> GIVEN INSTRUCTION
Write out the material exactly, without any of its pictures.

* begin SOURCE MATERIAL *

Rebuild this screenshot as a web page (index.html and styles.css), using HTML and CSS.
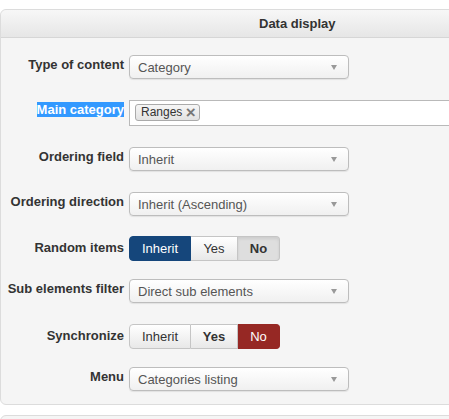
FILE: index.html
```html
<!DOCTYPE html>
<html lang="en">
<head>
  <meta charset="UTF-8" />
  <title>Data display</title>
  <link rel="stylesheet" href="styles.css">
</head>
<body>

  <div class="panel">
    <div class="panel-head">Data display</div>
    <div class="panel-body">

      <!-- Type of content -->
      <div class="row">
        <label class="row-label">Type of content</label>
        <div class="select"><span>Category</span><i class="caret"></i></div>
      </div>

      <!-- Main category -->
      <div class="row">
        <label class="row-label"><span class="picked">Main category</span></label>
        <div class="tags">
          <span class="tag">Ranges <span class="tag-x">&times;</span></span>
        </div>
      </div>

      <!-- Ordering -->
      <div class="row">
        <label class="row-label">Ordering field</label>
        <div class="select"><span>Inherit</span><i class="caret"></i></div>
      </div>

      <div class="row short">
        <label class="row-label">Ordering direction</label>
        <div class="select"><span>Inherit (Ascending)</span><i class="caret"></i></div>
      </div>

      <!-- Random items -->
      <div class="row switch">
        <label class="row-label">Random items</label>
        <div class="btn-group">
          <button class="btn btn-inherit active-blue">Inherit</button>
          <button class="btn btn-yes">Yes</button>
          <button class="btn btn-no pressed">No</button>
        </div>
      </div>

      <div class="row">
        <label class="row-label">Sub elements filter</label>
        <div class="select"><span>Direct sub elements</span><i class="caret"></i></div>
      </div>

      <!-- Synchronize -->
      <div class="row switch">
        <label class="row-label">Synchronize</label>
        <div class="btn-group">
          <button class="btn btn-inherit">Inherit</button>
          <button class="btn btn-yes bold">Yes</button>
          <button class="btn btn-no active-red">No</button>
        </div>
      </div>

      <div class="row">
        <label class="row-label">Menu</label>
        <div class="select"><span>Categories listing</span><i class="caret"></i></div>
      </div>

    </div>
  </div>

  <div class="panel next"></div>

</body>
</html>
```

FILE: styles.css
```css
* { box-sizing: border-box; margin: 0; padding: 0; }
html, body { overflow: hidden; }
body {
  font-family: "Liberation Sans", Arial, sans-serif;
  font-size: 13px;
  color: #333;
  background: #fff;
  width: 449px;
  height: 419px;
}
.panel {
  width: 470px;
  margin-top: 9px;
  background: #f5f5f5;
  border: 1px solid #dcdcdc;
  border-radius: 6px;
}
.panel.next { margin-top: 10px; height: 30px; }
.panel-head {
  height: 28px;
  line-height: 27px;
  padding-left: 258px;
  font-weight: bold;
  color: #333;
  background: linear-gradient(#f7f7f7, #e6e6e6);
  border-bottom: 1px solid #d6d6d6;
  border-radius: 6px 6px 0 0;
}
.panel-body { padding: 17px 0 13px; }

.row { display: flex; align-items: flex-start; margin-bottom: 21px; }
.row.short { margin-bottom: 20px; }
.row.switch { margin-bottom: 18px; }
.row:last-child { margin-bottom: 0; }
.row-label {
  width: 123px;
  margin-top: 1px;
  line-height: 18px;
  text-align: right;
  font-weight: bold;
  color: #333;
  flex-shrink: 0;
}
.row.switch .row-label { margin-top: 3px; }
.row-label + * { margin-left: 5px; }
.picked { background: #3399ff; color: #fff; }

.select {
  position: relative;
  width: 220px;
  height: 24px;
  padding-left: 8px;
  line-height: 23px;
  color: #555;
  background: linear-gradient(#fff, #f0f0f0);
  border: 1px solid #bdbdbd;
  border-radius: 4px;
  box-shadow: 0 1px 1px rgba(0,0,0,0.08);
}
.caret {
  position: absolute;
  right: 11px;
  top: 9px;
  border-left: 3px solid transparent;
  border-right: 3px solid transparent;
  border-top: 5px solid #999;
}

.tags {
  width: 340px;
  height: 26px;
  padding: 3px 5px;
  background: #fff;
  border: 1px solid #b9b9b9;
}
.tag {
  display: inline-block;
  height: 17px;
  padding: 0 3px 0 5px;
  font-size: 12px;
  line-height: 15px;
  color: #333;
  background: linear-gradient(#f6f6f6, #e2e2e2);
  border: 1px solid #aaa;
  border-radius: 3px;
}
.tag-x {
  font-size: 17px;
  font-weight: bold;
  color: #777;
  vertical-align: top;
  line-height: 15px;
}

.btn-group { display: flex; height: 25px; }
.btn {
  height: 25px;
  font-family: inherit;
  font-size: 13px;
  line-height: 23px;
  color: #333;
  background: linear-gradient(#fff, #e8e8e8);
  border: 1px solid #c5c5c5;
  border-left-width: 0;
}
.btn:first-child { border-left-width: 1px; border-radius: 4px 0 0 4px; }
.btn:last-child { border-radius: 0 4px 4px 0; }
.btn-inherit { width: 62px; }
.btn-yes { width: 47px; }
.btn-no { width: 42px; }
.bold { font-weight: bold; }
.btn.pressed {
  font-weight: bold;
  background: #dedede;
  box-shadow: inset 0 2px 3px rgba(0,0,0,0.08);
}
.btn.active-blue {
  color: #fff;
  background: #15467b;
  border-color: #15467b;
}
.btn.active-red {
  color: #fff;
  background: #962824;
  border-color: #962824;
}
```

* end SOURCE MATERIAL *

> TASK SOLUTION
Rebuild this screenshot as a web page (index.html and styles.css), using HTML and CSS.
FILE: index.html
```html
<!DOCTYPE html>
<html lang="en">
<head>
  <meta charset="UTF-8" />
  <title>Data display</title>
  <link rel="stylesheet" href="styles.css">
</head>
<body>

  <div class="panel">
    <div class="panel-head">Data display</div>
    <div class="panel-body">

      <!-- Type of content -->
      <div class="row">
        <label class="row-label">Type of content</label>
        <div class="select"><span>Category</span><i class="caret"></i></div>
      </div>

      <!-- Main category -->
      <div class="row">
        <label class="row-label"><span class="picked">Main category</span></label>
        <div class="tags">
          <span class="tag">Ranges <span class="tag-x">&times;</span></span>
        </div>
      </div>

      <!-- Ordering -->
      <div class="row">
        <label class="row-label">Ordering field</label>
        <div class="select"><span>Inherit</span><i class="caret"></i></div>
      </div>

      <div class="row short">
        <label class="row-label">Ordering direction</label>
        <div class="select"><span>Inherit (Ascending)</span><i class="caret"></i></div>
      </div>

      <!-- Random items -->
      <div class="row switch">
        <label class="row-label">Random items</label>
        <div class="btn-group">
          <button class="btn btn-inherit active-blue">Inherit</button>
          <button class="btn btn-yes">Yes</button>
          <button class="btn btn-no pressed">No</button>
        </div>
      </div>

      <div class="row">
        <label class="row-label">Sub elements filter</label>
        <div class="select"><span>Direct sub elements</span><i class="caret"></i></div>
      </div>

      <!-- Synchronize -->
      <div class="row switch">
        <label class="row-label">Synchronize</label>
        <div class="btn-group">
          <button class="btn btn-inherit">Inherit</button>
          <button class="btn btn-yes bold">Yes</button>
          <button class="btn btn-no active-red">No</button>
        </div>
      </div>

      <div class="row">
        <label class="row-label">Menu</label>
        <div class="select"><span>Categories listing</span><i class="caret"></i></div>
      </div>

    </div>
  </div>

  <div class="panel next"></div>

</body>
</html>
```

FILE: styles.css
```css
* { box-sizing: border-box; margin: 0; padding: 0; }
html, body { overflow: hidden; }
body {
  font-family: "Liberation Sans", Arial, sans-serif;
  font-size: 13px;
  color: #333;
  background: #fff;
  width: 449px;
  height: 419px;
}
.panel {
  width: 470px;
  margin-top: 9px;
  background: #f5f5f5;
  border: 1px solid #dcdcdc;
  border-radius: 6px;
}
.panel.next { margin-top: 10px; height: 30px; }
.panel-head {
  height: 28px;
  line-height: 27px;
  padding-left: 258px;
  font-weight: bold;
  color: #333;
  background: linear-gradient(#f7f7f7, #e6e6e6);
  border-bottom: 1px solid #d6d6d6;
  border-radius: 6px 6px 0 0;
}
.panel-body { padding: 17px 0 13px; }

.row { display: flex; align-items: flex-start; margin-bottom: 21px; }
.row.short { margin-bottom: 20px; }
.row.switch { margin-bottom: 18px; }
.row:last-child { margin-bottom: 0; }
.row-label {
  width: 123px;
  margin-top: 1px;
  line-height: 18px;
  text-align: right;
  font-weight: bold;
  color: #333;
  flex-shrink: 0;
}
.row.switch .row-label { margin-top: 3px; }
.row-label + * { margin-left: 5px; }
.picked { background: #3399ff; color: #fff; }

.select {
  position: relative;
  width: 220px;
  height: 24px;
  padding-left: 8px;
  line-height: 23px;
  color: #555;
  background: linear-gradient(#fff, #f0f0f0);
  border: 1px solid #bdbdbd;
  border-radius: 4px;
  box-shadow: 0 1px 1px rgba(0,0,0,0.08);
}
.caret {
  position: absolute;
  right: 11px;
  top: 9px;
  border-left: 3px solid transparent;
  border-right: 3px solid transparent;
  border-top: 5px solid #999;
}

.tags {
  width: 340px;
  height: 26px;
  padding: 3px 5px;
  background: #fff;
  border: 1px solid #b9b9b9;
}
.tag {
  display: inline-block;
  height: 17px;
  padding: 0 3px 0 5px;
  font-size: 12px;
  line-height: 15px;
  color: #333;
  background: linear-gradient(#f6f6f6, #e2e2e2);
  border: 1px solid #aaa;
  border-radius: 3px;
}
.tag-x {
  font-size: 17px;
  font-weight: bold;
  color: #777;
  vertical-align: top;
  line-height: 15px;
}

.btn-group { display: flex; height: 25px; }
.btn {
  height: 25px;
  font-family: inherit;
  font-size: 13px;
  line-height: 23px;
  color: #333;
  background: linear-gradient(#fff, #e8e8e8);
  border: 1px solid #c5c5c5;
  border-left-width: 0;
}
.btn:first-child { border-left-width: 1px; border-radius: 4px 0 0 4px; }
.btn:last-child { border-radius: 0 4px 4px 0; }
.btn-inherit { width: 62px; }
.btn-yes { width: 47px; }
.btn-no { width: 42px; }
.bold { font-weight: bold; }
.btn.pressed {
  font-weight: bold;
  background: #dedede;
  box-shadow: inset 0 2px 3px rgba(0,0,0,0.08);
}
.btn.active-blue {
  color: #fff;
  background: #15467b;
  border-color: #15467b;
}
.btn.active-red {
  color: #fff;
  background: #962824;
  border-color: #962824;
}
```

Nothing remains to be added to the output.